Given exercise
What is the number of lines in these entries that include "screenshot"? Write that number and no other text.

Rows from a dataset of pages and code

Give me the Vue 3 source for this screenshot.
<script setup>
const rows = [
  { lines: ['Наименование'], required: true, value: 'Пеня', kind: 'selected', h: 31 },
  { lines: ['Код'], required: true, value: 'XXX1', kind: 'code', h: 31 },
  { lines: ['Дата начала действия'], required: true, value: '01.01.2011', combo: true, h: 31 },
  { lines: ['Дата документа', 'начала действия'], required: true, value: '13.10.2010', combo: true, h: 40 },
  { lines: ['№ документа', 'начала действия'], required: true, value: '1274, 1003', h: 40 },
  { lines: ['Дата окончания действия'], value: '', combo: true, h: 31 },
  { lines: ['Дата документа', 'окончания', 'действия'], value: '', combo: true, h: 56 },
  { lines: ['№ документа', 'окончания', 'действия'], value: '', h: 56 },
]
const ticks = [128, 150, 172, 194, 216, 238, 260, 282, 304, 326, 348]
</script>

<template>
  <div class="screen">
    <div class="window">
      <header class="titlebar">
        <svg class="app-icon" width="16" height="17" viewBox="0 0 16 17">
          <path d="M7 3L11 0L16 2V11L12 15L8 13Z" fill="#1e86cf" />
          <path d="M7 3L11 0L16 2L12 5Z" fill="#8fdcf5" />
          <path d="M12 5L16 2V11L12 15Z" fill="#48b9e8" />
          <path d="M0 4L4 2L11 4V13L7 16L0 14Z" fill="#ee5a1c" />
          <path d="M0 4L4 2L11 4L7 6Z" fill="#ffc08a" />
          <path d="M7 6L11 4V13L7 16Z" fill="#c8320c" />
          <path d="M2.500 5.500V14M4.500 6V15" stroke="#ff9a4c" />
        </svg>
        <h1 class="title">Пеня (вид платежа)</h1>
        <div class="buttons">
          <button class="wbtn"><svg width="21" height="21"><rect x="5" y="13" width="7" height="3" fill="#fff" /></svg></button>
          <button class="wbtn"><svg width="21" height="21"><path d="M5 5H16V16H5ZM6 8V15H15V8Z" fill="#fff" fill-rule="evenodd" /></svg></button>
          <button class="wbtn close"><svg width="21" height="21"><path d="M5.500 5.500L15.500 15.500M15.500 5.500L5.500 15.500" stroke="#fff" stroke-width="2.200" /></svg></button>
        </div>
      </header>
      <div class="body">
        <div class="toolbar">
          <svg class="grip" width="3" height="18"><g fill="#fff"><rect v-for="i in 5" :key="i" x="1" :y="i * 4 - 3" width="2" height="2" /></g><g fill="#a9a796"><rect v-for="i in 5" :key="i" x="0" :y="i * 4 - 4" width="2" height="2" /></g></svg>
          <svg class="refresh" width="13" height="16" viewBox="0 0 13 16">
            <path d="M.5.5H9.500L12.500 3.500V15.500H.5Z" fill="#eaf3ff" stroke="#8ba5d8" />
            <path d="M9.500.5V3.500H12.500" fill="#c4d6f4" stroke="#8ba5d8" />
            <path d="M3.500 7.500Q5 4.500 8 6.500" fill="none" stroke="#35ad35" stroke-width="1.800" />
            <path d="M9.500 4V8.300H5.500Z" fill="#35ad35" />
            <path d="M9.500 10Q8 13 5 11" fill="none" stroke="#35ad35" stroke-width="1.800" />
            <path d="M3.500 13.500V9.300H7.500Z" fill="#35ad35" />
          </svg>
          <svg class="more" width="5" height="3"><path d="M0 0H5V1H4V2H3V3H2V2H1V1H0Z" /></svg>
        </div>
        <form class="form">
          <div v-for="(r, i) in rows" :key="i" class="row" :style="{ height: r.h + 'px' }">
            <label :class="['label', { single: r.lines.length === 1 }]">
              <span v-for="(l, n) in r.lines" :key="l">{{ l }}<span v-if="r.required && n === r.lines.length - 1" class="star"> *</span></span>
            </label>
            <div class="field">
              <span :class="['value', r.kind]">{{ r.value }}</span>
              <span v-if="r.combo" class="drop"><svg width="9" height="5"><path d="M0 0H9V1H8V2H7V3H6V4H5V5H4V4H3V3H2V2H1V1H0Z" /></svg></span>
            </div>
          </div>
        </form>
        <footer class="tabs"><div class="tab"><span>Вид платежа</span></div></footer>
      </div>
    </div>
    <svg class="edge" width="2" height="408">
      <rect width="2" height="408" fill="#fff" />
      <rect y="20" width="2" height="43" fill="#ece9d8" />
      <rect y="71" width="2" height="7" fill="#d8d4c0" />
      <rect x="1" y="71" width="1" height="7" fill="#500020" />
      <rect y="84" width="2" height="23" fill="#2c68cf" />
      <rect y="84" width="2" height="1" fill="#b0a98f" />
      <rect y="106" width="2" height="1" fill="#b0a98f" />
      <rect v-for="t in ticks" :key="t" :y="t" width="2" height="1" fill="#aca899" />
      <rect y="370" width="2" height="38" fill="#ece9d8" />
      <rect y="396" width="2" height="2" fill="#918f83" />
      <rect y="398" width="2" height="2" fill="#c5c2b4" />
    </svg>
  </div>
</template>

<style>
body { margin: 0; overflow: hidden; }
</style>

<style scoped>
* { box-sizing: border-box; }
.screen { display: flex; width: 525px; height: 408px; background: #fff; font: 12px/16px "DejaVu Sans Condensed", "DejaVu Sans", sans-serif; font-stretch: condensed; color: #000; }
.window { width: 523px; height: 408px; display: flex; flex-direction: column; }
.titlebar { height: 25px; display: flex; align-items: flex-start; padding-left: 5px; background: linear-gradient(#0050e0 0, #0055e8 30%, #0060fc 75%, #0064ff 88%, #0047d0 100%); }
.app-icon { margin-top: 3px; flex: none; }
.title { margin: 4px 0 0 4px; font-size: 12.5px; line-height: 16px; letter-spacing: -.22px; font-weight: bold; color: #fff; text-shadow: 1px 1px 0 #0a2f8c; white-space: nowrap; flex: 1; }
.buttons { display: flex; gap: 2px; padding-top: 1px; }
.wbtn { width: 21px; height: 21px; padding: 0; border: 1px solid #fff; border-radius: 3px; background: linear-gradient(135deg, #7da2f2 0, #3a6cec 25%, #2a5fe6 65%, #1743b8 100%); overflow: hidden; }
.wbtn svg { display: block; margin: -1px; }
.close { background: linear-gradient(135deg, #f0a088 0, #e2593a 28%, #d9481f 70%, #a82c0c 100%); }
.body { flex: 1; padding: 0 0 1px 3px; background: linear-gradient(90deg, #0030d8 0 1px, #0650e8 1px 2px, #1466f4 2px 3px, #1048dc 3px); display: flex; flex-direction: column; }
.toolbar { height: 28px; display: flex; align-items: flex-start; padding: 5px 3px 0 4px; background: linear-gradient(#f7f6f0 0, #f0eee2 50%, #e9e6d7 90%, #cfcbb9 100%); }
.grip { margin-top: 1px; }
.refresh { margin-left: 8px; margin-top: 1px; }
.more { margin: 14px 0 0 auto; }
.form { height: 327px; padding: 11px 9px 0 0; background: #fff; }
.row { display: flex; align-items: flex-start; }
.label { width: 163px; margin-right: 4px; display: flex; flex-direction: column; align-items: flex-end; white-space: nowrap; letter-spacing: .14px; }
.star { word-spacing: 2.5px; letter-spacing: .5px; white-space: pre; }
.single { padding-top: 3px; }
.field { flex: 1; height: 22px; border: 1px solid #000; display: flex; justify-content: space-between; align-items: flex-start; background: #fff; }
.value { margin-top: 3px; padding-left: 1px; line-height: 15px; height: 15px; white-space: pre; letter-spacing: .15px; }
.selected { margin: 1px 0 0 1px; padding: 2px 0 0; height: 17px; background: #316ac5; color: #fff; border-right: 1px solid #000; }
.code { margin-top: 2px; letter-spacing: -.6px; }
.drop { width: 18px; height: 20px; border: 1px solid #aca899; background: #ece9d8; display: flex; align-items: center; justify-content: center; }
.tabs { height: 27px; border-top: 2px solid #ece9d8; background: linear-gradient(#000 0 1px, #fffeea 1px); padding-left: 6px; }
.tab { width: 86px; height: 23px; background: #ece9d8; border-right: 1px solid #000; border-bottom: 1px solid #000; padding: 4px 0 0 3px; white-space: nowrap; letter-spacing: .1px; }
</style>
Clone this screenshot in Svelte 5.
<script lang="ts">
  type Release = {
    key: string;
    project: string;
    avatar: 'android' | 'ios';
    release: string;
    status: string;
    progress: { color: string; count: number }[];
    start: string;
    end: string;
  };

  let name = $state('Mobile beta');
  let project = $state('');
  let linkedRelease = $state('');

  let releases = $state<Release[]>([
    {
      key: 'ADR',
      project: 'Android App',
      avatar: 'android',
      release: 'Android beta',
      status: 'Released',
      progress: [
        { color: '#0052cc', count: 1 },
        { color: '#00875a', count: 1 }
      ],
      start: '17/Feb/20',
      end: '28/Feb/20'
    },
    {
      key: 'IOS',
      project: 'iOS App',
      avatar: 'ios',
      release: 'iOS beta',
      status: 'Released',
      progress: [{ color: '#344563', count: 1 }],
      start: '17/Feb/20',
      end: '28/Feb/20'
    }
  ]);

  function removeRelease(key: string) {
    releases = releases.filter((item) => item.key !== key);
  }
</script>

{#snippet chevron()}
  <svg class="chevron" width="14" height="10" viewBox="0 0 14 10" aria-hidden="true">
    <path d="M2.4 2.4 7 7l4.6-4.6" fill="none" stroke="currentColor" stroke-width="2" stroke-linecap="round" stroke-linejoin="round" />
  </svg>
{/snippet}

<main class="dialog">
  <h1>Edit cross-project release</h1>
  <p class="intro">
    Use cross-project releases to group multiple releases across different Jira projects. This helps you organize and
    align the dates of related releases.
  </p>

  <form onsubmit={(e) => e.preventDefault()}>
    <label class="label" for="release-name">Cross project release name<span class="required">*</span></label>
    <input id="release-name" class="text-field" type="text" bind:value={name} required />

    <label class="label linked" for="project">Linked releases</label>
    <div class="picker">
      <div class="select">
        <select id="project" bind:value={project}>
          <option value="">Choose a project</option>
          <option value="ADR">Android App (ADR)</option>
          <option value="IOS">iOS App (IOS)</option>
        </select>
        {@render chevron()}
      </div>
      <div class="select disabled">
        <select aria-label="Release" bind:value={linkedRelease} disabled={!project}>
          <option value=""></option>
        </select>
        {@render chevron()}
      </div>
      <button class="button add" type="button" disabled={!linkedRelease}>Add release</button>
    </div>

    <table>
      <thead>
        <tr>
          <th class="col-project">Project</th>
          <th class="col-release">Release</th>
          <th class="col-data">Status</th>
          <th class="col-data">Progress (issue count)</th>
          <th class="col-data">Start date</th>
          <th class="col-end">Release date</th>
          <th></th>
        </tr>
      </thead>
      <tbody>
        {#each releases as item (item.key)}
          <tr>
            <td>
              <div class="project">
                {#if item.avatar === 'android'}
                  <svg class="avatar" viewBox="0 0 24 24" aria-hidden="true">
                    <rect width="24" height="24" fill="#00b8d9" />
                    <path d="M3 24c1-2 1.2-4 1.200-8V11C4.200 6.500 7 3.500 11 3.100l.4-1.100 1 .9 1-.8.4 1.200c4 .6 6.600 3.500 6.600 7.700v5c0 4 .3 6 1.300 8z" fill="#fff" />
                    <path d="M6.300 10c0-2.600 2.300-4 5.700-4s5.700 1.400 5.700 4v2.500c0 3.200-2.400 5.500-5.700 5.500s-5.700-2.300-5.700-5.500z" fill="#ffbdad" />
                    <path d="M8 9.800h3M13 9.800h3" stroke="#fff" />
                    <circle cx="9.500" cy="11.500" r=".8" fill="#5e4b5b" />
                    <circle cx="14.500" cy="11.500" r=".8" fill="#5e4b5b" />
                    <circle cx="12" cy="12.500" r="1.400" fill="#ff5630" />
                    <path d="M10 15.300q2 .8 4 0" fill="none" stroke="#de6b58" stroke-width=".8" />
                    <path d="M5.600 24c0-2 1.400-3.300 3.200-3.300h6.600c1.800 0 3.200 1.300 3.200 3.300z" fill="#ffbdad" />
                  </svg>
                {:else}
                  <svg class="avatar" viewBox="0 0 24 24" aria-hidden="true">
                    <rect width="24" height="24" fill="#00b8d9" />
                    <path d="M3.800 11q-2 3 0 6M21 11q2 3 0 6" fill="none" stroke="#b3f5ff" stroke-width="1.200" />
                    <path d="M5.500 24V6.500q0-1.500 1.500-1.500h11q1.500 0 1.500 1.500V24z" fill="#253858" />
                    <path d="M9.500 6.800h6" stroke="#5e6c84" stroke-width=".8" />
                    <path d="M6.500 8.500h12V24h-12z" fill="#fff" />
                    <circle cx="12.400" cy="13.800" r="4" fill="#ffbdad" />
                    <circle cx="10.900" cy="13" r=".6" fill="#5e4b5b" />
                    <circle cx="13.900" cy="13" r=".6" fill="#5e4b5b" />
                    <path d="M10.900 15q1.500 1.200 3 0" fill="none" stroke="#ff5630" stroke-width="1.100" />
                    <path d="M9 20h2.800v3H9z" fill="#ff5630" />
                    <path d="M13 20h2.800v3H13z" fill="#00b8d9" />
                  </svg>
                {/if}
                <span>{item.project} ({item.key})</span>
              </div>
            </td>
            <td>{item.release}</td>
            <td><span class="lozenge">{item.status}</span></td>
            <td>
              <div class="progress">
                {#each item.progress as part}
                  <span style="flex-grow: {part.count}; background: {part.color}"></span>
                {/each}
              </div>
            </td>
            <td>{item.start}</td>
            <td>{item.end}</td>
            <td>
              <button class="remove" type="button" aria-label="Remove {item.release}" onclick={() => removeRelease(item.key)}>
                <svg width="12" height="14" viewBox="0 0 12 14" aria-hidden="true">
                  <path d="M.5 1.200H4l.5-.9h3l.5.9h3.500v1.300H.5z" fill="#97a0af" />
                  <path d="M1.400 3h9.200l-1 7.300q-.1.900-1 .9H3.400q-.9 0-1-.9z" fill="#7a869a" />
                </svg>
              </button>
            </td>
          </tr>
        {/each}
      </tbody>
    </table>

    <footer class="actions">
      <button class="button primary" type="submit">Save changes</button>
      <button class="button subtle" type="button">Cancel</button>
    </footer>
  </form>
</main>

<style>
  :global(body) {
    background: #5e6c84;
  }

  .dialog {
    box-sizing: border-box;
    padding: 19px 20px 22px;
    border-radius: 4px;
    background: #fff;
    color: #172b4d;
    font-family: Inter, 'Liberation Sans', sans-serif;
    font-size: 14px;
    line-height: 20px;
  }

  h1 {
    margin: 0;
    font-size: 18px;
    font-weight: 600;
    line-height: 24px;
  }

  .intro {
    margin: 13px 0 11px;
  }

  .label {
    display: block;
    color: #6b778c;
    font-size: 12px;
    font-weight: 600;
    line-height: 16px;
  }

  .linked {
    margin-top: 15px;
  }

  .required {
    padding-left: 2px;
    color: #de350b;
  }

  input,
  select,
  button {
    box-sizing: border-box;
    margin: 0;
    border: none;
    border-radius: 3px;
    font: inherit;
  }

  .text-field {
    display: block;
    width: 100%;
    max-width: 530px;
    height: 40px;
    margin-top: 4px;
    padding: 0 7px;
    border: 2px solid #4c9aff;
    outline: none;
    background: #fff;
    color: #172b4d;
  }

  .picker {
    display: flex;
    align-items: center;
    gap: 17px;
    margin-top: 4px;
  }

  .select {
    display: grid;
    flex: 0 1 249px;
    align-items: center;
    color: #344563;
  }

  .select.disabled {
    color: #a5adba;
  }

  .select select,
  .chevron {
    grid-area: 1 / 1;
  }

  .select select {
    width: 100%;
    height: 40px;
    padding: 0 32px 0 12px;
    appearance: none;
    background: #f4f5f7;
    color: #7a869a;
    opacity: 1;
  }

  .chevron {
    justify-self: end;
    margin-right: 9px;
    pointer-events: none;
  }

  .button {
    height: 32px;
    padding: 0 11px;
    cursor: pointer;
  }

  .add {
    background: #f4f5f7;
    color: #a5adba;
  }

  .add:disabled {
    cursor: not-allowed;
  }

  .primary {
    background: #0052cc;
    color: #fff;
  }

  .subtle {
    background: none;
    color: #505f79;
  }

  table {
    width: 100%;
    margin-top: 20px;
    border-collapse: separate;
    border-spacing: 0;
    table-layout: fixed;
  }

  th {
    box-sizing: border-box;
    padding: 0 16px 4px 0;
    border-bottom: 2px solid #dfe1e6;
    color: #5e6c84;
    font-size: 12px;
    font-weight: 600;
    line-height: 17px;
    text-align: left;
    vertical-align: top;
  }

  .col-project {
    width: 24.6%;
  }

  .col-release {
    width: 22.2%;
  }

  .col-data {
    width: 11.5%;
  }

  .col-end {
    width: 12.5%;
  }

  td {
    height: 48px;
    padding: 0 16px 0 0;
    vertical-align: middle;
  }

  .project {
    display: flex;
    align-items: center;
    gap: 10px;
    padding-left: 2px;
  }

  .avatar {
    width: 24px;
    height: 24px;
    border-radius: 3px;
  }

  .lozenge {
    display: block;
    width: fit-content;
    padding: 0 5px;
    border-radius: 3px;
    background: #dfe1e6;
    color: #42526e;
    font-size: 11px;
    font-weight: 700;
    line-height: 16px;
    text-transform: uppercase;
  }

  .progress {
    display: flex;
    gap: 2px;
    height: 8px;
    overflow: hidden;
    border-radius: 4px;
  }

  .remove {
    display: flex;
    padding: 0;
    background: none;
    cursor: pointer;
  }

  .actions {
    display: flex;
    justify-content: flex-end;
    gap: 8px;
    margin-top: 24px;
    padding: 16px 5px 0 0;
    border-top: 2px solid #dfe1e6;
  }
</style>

Answer
2